Astronomie. - Noch einmal wird das Hubble-Weltraumteleskop in der Umlaufbahn technisch überholt – dann bleibt es sich selbst überlassen. Der Nachfolger, das James-Webb-Weltraumteleskop, ist bereits in Bau und soll ab 2013 Hubble ablösen. Europa steuert die wissenschaftlich bedeutendste Kamera bei. Sie wird gerade in Ottobrunn gebaut.

Von Dirk Lorenzen | 05.05.2009
    Wenn Ralf Maurer zur Arbeit geht, nimmt er zunächst eine Dusche der besonderen Art.

    "Hier machen wir eine Luftdusche, damit wir schön sauber sind."

    Der Ingenieur ist Projektleiter für den Bau von NIRSpec, das Superauge des neuen James-Webb-Weltraumteleskops. Frisch abgepustet geht es in die Montagehalle von EADS Astrium im Münchner Vorort Ottobrunn. Viel technisches Gerät, Arbeitstische, zahllose Kabel. Durch die Halle laufen Ingenieure und Mechaniker in weißen Ganzkörper-Schutzanzügen, die nur die Augen frei lassen. Zudem weht in der Halle ein kühler Wind.

    "Sie fühlen das jetzt hier auch den Luftstrom. Das ist die reine Luft, die aus der Filterwand hier hinten heraus kommt und uns entgegen weht. Damit ist sichergestellt, dass es wirklich absolut sauber ist. Denn bei Optiken, das ist wie bei der Brille, dürfen absolut keine Staubpartikel darauf sein. Das sind alles dann Streulichtquellen, die die Empfindlichkeit stören würden."

    In der Montagehalle ist es sauberer als in jedem Operationssaal: Nicht einmal fünf Staubteilchen schweben in einem Liter Luft – in normalen Räumen sind es Hunderttausende. Mitten in der Halle thront ein Instrument, das gut eineinhalb Meter Durchmesser hat und 70 Zentimeter hoch ist: NIRSpec, der Nah-Infrarot-Spektrograph.

    "Mit NIRSpec werden Sterne und Galaxien in der Entstehungsphase spektroskopisch untersucht. Das ist eine besondere Art von Spektrograph, eine völlig neuartige Instrumentenkategorie. Das ist ein Spektrograph, der Spektren von bis zu 100 Objekten gleichzeitig aufnehmen kann. Was dann natürlich die verfügbare Zeit verhundertfacht."
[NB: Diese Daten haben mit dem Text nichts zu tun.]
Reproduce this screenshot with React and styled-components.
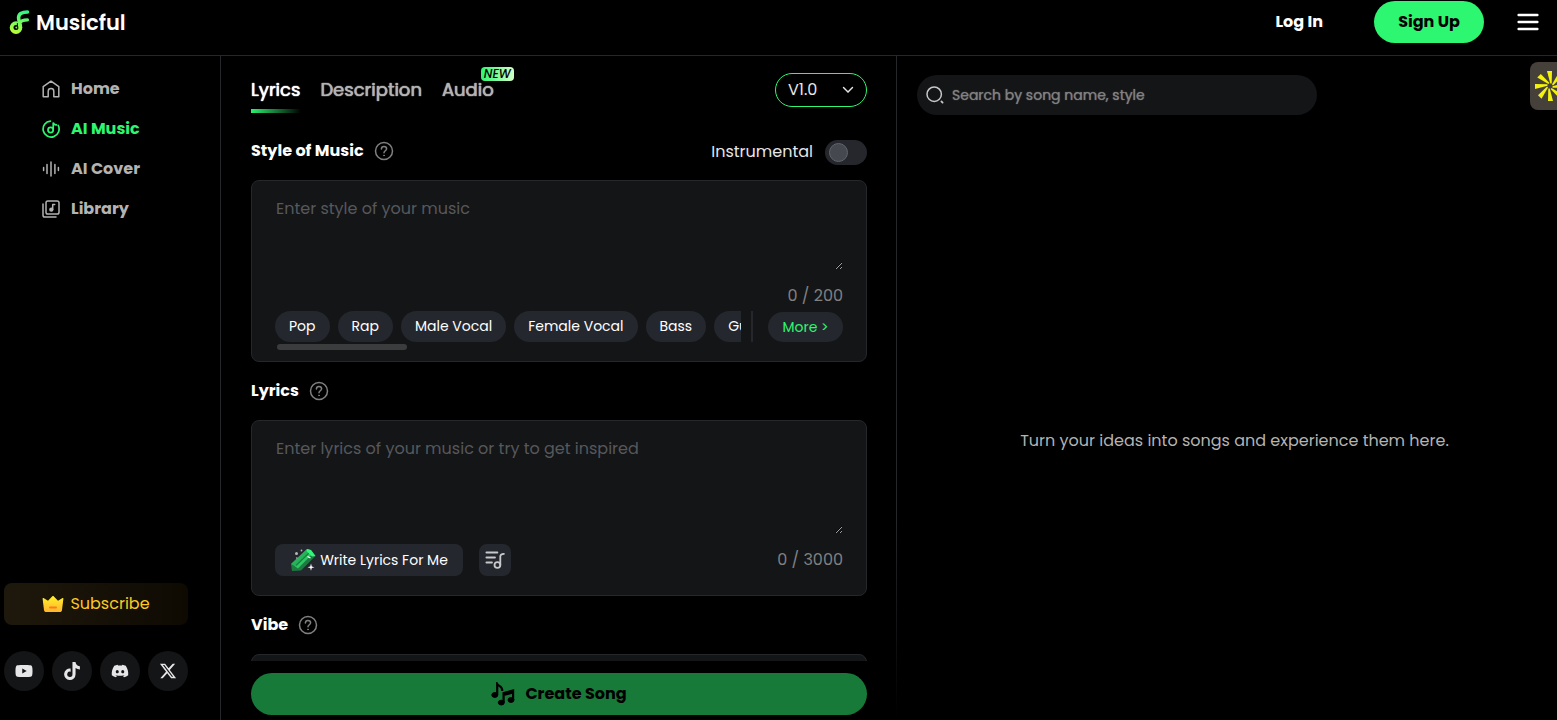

    Was die Astronomen geradezu elektrisiert. Denn bisher mussten sie mühsam Objekt für Objekt untersuchen. Doch NIRSpec nimmt künftig 100 Sterne oder Galaxien gleichzeitig aufs Korn. Während die Hauptkamera des James-Webb-Teleskops, die die Nasa bauen lässt, schöne Bilder macht, sorgt NIRSpec für die wichtigen wissenschaftlichen Informationen. Das Instrument zerlegt das Licht der Himmelskörper in seine Farben und bestimmt so, aus welchen Elementen die Objekte bestehen, welche Temperatur sie haben und wie sie sich bewegen. Dabei erreicht die Infrarotkamera eine fast unglaubliche Empfindlichkeit.

    "Wenn man NIRSpec nehmen würde und würde damit von der Erde aus auf den Mond schauen, dann könnte man, wenn es sie geben würden, die Mondmännchen erwischen, wie sie sich eine Zigarette anzünden. Das würde man sehen, also die Glut der Zigarette."

    Um so geringe Wärmestrahlung registrieren zu können, wird das Instrument auf fast minus 250 Grad Celsius gekühlt. Für Ralf Maurer und sein Team geradezu ein Albtraum: Denn normale Metalle oder Kunststoffe halten solche Temperaturen kaum aus oder verformen sich beim Abkühlen sehr stark.

    "Deswegen ist man hier einen völlig neuen Schritt gegangen und hat Keramik eingesetzt. Und zwar Keramik sowohl als Struktur als auch als Spiegelmaterial. Somit ist 80 Prozent des Instruments aus Keramik. Das ist einzigartig. Diese Keramik ist sehr leicht, sehr fest, übersteht somit gut die Lasten beim Start, auf der einen Seite, auf der anderen Seite kann man es abkühlen, ohne dass sich große Deformationen einstellen."

    Nur so wird NIRSpec tiefgekühlt buchstäblich bis an den Rand des Kosmos blicken. Das Hubble-Teleskop zeigt den Astronomen bisher Objekte im schon eine Milliarde Jahre alten Kosmos. James Webb soll dank NIRSpec noch viel weiter zurück reichen:

    "Mit James Webb sollte man bis auf 300 Millionen Jahren an den Urknall heran kommen. Das ist also ein Faktor drei in der Zeit. Das ist aber eine Grenze, die man erreichen wird, die eine grundsätzlich Grenze für optische Instrumente ist. Denn vor dieser Zeit gab es etwas, was man die Dark Area nennt. Da gab es dann noch kein Licht."

    Das Astrium-Team liefert im kommenden Jahr NIRSpec an die Nasa ab. 2013 soll das Instrument dann mit dem James-Webb-Teleskop ins All starten und so weit hinaus blicken, wie die Photonen tragen.